3) Inversion: Regardes-tu la télé ?
For commands or imperatives, or when the subject is a noun, inversion works differently: 'Le garçon vient.' -> 'Le garçon vient-il ?' (but we usually ask 'Est-ce que le garçon vient ?')
Special cases and tricky bits (because language loves drama)
Qu'est-ce que vs Que/Qu':
- 'Qu'est-ce que tu fais ?' (very common)
- 'Que fais-tu ?' (formal/written)
- If 'que' is before a vowel: 'Qu'as-tu dit ?' (contraction: que + avoir -> qu')
Inversion with il/elle and vowels:
- For 'aimer', 3rd person: 'Aime-t-il Marie ?' — the '-t-' is phonetic glue.
Reflexive verbs (you practiced these):
- Declarative: 'Tu te brosses les dents.'
- Intonation: 'Tu te brosses les dents ?'
- Est-ce que: 'Est-ce que tu te brosses les dents ?'
- Inversion: 'Te brosses-tu les dents ?' (note: reflexive pronoun stays with subject but moves before the verb in inversion)
Questions with 'qui':
- Subject 'qui': 'Qui vient ?' (no inversion needed)
- Object 'qui': 'Qui est-ce que tu vois ?' or formal 'Qui vois-tu ?'
Negative questions:
- 'Est-ce que tu ne veux pas de café ?'
- Inversion negative: 'Ne veux-tu pas de café ?' (more formal, sometimes stronger)
Liaison, hyphens and punctuation (the tiny rules that make you sound native)
- Inversion uses hyphens: 'Parles-tu ?'
- If verb ends in vowel and pronoun starts with vowel, insert '-t-': 'Va-t-il au marché ?'
- Keep an eye on spoken liaison: 'Où est-ce que' — spoken as a connected phrase.
Pro tip: In speech, French loves to glue sounds.
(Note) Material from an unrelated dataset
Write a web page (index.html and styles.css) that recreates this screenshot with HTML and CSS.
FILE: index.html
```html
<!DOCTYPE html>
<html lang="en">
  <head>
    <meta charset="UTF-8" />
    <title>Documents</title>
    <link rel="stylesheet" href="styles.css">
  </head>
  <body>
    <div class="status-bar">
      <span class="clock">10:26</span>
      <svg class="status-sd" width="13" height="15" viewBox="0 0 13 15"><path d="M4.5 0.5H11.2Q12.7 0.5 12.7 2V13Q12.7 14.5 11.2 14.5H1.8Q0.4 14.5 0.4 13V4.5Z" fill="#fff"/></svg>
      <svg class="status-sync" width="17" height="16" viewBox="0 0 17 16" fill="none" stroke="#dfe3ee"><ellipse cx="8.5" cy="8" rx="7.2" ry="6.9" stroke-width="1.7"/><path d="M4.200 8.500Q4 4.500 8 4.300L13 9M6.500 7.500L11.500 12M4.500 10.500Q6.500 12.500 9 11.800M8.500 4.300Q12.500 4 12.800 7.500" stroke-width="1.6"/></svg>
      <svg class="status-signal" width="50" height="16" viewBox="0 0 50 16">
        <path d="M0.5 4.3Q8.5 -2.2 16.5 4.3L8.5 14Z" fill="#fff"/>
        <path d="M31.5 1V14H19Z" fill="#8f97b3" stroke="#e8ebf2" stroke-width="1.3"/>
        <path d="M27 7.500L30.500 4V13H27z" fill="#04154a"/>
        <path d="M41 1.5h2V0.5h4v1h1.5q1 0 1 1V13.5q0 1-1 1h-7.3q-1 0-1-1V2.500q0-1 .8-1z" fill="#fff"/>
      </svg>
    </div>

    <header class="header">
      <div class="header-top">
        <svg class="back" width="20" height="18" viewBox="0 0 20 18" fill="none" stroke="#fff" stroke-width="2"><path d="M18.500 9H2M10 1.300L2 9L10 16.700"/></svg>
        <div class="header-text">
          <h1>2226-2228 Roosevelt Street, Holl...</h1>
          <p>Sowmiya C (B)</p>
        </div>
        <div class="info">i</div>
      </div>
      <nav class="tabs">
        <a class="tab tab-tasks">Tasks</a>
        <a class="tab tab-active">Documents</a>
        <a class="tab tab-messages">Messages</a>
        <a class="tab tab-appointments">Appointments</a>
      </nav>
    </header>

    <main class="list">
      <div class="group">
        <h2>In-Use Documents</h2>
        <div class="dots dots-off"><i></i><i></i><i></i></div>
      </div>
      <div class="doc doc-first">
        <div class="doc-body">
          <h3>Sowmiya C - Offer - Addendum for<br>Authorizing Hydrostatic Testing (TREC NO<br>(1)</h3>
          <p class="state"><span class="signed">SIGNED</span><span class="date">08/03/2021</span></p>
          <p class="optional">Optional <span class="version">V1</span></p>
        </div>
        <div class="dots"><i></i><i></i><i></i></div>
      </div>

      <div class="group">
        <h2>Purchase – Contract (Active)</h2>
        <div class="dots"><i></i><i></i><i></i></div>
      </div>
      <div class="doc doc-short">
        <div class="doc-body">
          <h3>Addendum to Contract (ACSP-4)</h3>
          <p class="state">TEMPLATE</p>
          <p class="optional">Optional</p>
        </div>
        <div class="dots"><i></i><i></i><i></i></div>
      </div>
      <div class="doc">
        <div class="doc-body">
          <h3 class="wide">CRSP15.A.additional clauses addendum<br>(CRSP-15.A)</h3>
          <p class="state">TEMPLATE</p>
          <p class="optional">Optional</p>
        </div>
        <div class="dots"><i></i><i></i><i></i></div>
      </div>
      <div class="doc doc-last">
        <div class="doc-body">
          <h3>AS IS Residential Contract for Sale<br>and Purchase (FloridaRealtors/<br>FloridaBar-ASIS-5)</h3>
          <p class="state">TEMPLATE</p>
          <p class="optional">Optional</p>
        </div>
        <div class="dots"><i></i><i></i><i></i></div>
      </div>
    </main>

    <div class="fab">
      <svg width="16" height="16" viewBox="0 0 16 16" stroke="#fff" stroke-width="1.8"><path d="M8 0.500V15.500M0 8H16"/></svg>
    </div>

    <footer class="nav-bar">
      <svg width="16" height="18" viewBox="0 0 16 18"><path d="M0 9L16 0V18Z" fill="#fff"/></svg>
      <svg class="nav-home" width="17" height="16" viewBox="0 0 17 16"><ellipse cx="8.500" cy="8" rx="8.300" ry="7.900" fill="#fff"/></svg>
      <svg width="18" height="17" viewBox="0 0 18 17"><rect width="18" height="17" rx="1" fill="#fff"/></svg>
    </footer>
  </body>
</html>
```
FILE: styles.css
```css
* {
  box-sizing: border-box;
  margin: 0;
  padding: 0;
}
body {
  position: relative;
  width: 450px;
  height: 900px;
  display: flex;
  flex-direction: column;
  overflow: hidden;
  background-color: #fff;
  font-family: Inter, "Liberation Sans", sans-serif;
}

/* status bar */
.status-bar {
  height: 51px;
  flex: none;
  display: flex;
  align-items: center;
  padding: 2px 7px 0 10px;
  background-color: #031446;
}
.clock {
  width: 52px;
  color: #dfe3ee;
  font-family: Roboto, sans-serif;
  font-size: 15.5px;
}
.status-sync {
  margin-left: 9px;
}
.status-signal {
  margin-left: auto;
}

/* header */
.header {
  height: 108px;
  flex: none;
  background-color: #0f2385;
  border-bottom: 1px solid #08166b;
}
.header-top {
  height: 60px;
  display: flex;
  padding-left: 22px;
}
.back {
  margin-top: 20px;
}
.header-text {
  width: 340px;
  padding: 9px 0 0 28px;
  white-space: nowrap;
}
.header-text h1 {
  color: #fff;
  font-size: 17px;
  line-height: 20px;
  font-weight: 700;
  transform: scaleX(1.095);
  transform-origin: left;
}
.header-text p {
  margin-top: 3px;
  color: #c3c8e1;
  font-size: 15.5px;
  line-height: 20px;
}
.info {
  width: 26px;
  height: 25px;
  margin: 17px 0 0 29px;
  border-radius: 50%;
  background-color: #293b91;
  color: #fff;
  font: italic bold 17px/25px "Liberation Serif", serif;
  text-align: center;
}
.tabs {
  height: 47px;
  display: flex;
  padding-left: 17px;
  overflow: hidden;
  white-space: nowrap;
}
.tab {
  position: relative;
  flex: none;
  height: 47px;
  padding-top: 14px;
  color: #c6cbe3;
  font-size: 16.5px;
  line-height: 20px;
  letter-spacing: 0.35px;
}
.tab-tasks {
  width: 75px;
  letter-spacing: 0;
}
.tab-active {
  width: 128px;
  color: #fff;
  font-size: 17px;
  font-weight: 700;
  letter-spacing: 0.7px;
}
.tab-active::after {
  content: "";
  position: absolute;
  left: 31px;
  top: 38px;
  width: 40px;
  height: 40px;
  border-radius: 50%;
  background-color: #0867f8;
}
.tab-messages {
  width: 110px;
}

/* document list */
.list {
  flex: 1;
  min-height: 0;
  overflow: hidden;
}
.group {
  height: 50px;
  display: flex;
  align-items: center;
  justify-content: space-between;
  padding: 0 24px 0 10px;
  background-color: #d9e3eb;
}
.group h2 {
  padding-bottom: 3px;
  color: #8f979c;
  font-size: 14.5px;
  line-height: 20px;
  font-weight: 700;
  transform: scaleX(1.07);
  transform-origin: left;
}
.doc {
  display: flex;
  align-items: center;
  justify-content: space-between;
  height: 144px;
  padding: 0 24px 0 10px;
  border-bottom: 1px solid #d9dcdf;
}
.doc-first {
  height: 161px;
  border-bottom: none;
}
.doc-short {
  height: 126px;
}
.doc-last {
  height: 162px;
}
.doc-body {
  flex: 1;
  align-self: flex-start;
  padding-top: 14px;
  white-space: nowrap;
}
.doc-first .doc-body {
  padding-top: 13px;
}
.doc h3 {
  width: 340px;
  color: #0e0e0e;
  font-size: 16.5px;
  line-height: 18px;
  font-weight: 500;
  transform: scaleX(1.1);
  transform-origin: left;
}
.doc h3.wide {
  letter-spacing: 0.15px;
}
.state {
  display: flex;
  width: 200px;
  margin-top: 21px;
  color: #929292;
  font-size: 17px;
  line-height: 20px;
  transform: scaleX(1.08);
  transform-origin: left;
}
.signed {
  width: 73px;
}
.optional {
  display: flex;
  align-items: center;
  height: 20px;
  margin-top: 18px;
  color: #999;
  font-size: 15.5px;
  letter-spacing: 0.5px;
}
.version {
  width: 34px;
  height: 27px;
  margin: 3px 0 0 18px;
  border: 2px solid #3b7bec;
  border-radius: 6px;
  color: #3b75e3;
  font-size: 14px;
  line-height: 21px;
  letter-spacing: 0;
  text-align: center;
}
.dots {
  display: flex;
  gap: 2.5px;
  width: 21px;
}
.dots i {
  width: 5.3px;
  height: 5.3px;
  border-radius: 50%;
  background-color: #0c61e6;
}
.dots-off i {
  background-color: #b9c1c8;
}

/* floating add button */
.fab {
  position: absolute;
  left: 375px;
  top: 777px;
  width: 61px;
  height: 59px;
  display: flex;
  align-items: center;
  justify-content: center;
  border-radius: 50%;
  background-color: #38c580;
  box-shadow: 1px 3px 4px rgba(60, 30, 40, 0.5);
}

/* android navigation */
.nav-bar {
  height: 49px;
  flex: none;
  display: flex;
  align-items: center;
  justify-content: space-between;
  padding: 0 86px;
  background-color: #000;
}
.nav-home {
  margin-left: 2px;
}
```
In writing, show that glue with hyphens and '-t-' when required.
Practice time (try these, then check answers)
- Transform: 'Tu regardes le film.' -> (intonation / est-ce que / inversion)
- Ask with 'what': 'Il fait ses devoirs.' -> (Qu'est-ce...)
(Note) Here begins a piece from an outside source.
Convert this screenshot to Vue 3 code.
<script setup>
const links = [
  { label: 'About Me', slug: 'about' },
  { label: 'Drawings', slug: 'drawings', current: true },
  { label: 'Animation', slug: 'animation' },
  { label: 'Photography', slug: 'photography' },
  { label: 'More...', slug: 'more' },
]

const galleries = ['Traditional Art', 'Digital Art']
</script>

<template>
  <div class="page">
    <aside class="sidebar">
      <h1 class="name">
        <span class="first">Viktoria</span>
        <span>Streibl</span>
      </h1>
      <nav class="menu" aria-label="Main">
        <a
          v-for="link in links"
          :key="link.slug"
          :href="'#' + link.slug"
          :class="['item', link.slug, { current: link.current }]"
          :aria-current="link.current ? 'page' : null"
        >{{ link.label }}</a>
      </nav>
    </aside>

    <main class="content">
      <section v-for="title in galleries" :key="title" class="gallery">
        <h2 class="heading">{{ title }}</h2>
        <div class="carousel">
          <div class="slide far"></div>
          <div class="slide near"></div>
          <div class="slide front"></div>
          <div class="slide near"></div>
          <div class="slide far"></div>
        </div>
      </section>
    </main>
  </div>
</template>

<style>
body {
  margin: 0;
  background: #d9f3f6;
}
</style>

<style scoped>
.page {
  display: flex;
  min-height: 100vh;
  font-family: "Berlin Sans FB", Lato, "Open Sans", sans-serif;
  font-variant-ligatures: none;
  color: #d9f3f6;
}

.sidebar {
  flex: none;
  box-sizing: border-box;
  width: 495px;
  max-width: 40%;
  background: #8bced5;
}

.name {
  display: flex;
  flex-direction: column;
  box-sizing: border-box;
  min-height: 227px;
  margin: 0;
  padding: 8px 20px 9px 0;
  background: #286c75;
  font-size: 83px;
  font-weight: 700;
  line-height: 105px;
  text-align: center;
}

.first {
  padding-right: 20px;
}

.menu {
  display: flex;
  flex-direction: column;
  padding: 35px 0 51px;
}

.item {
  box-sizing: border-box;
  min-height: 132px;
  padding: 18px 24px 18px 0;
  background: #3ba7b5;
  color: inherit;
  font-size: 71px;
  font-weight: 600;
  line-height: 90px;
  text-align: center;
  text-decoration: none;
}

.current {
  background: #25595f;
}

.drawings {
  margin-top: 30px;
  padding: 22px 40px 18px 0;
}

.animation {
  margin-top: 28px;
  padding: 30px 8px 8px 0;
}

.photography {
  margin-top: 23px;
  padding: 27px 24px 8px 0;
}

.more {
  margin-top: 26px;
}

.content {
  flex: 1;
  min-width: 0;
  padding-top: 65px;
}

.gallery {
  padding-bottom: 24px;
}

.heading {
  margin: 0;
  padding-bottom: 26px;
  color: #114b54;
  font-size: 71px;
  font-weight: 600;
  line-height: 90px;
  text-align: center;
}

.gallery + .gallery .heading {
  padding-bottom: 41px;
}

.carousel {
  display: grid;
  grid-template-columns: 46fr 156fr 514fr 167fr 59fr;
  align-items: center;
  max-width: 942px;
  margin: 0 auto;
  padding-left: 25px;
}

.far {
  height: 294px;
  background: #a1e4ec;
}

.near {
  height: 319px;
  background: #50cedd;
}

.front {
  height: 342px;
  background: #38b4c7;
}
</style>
- Reflexive inversion: 'Tu te réveilles à 6h.' -> ?
Answers:
- 'Tu regardes le film ?' / 'Est-ce que tu regardes le film ?' / 'Regardes-tu le film ?'
- 'Qu'est-ce qu'il fait ?' or 'Que fait-il ?'
- 'Te réveilles-tu à 6h ?' or 'Est-ce que tu te réveilles à 6h ?' or 'Tu te réveilles à 6h ?'
Closing: quick recap & confidence boost
- Intonation = casual friends
- Est-ce que = safe, everyday
- Inversion = formal/written or to flex your grammar muscles
Remember how articles and noun genders influence agreement? The same attention to small forms matters here: the position of pronouns, the little hyphen, the '-t-' — these tiny things change correctness and register.
"Asking a good question in French is 70% grammar, 30% timing, and 100% confidence." — Your future fluent self
Go ask someone something in French right now. Order coffee, ask for directions, or interrogate a baguette. The worst that happens is you stumble — which is the best way to learn.
Version notes: This builds on present-tense habits and reflexive daily routines you’ve already learned. Use those verbs now to make real-life questions.
Key takeaways
- Use intonation for casual talk, est-ce que for neutral clarity, inversion for formality.
- Use 'qu'est-ce que' in speech; 'que' and inversion for a formal twist.
- Reflexive verbs invert by moving the reflexive pronoun with the subject (Te brosses-tu?).
Bon travail — you’re one smart question away from ordering the perfect croissant.